Thampi was born into an affluent Tamil-speaking family in Nagercoil in Kanyakumari but always told his friends that he had consciously made the choice of being poor.
“The last time I saw Thampi, his living room deviated from the typical expectations for a medical practitioner. The stethoscope in the corner had been non-operational for an extended period, and the room was filled with folders holding outdated newspaper clippings and legal mandates. There were at least three kerosene lamps in the room because the Kerala State Electricity Board had disconnected the electricity supply due to unpaid bills,” recalled Wayanad-based writer and documentary filmmaker O K Johnny.
“I am uncertain if anyone in Wayanad has informed Rahul about this doctor who waged unsuccessful electoral fights against his father and grandma on two significant occasions in recent history. Due to the fleeting nature of public memory, even the indigenous people in Wayanad have regrettably forgotten about Thampi,” he said.

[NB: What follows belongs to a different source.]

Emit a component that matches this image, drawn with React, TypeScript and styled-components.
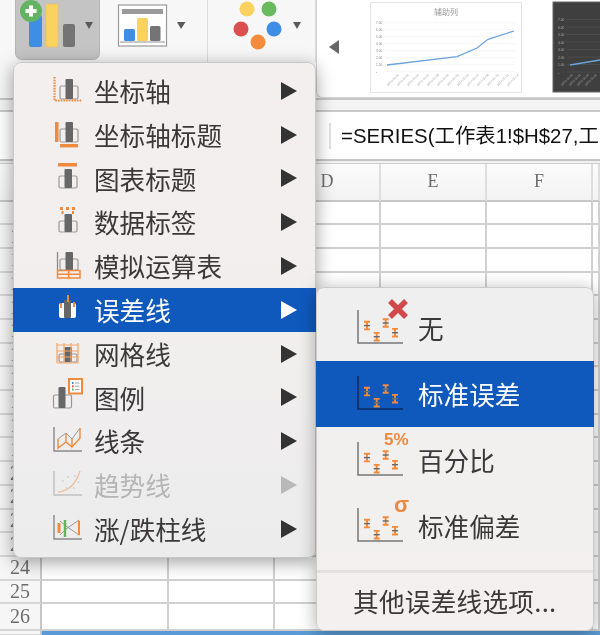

“Thampi was at the peak of his youth following the emergency. He was a moral medical graduate who despised the chaotic nature of the internal emergency and the authoritarian control of poor people it entailed. He chose to go from Wayanad to Rae Bareli by utilising public buses and the non-reserved sections of trains only driven by idealism,” said Echome Gopi, a political activist from Wayanad.
Thampi dedicated the next decades years to working in rural areas among the tribal population.
When the state government failed to fulfil its obligation to restore the lands taken away from tribes as per the provisions of the Kerala Scheduled Tribes Restriction on Transfer and Restoration of Alienated Lands Act of 1975, Thampi initiated legal proceedings before the Supreme Court.
He sought an order to compel the government to carry out the restoration.
In 1999, the court ordered the state government to allocate a minimum of one acre of land to every landless tribal family in Kerala within six months. The court judgement compelled all prominent political parties in Kerala, regardless of their ideological differences, to unite and pass a law that legalises all encroachments on tribal lands. Consequently, the problem of tribal land alienation still remains unaddressed in Kerala.
“Even 14 years after his passing, the general public does not even remember the medical professional who later earned a law degree solely to advocate for the rights of indigenous communities. Contrarily, tribal issues in Wayanad persist as unresolved and complex,” Johnny said.
Thampi’s physical remains were incinerated at a public cremation ground at Vithukadu near Meppadi in Kalpetta because none of his relatives from Nagercoil came to collect his body. The location of his wife and two children who shared his challenging societal beliefs remains unknown.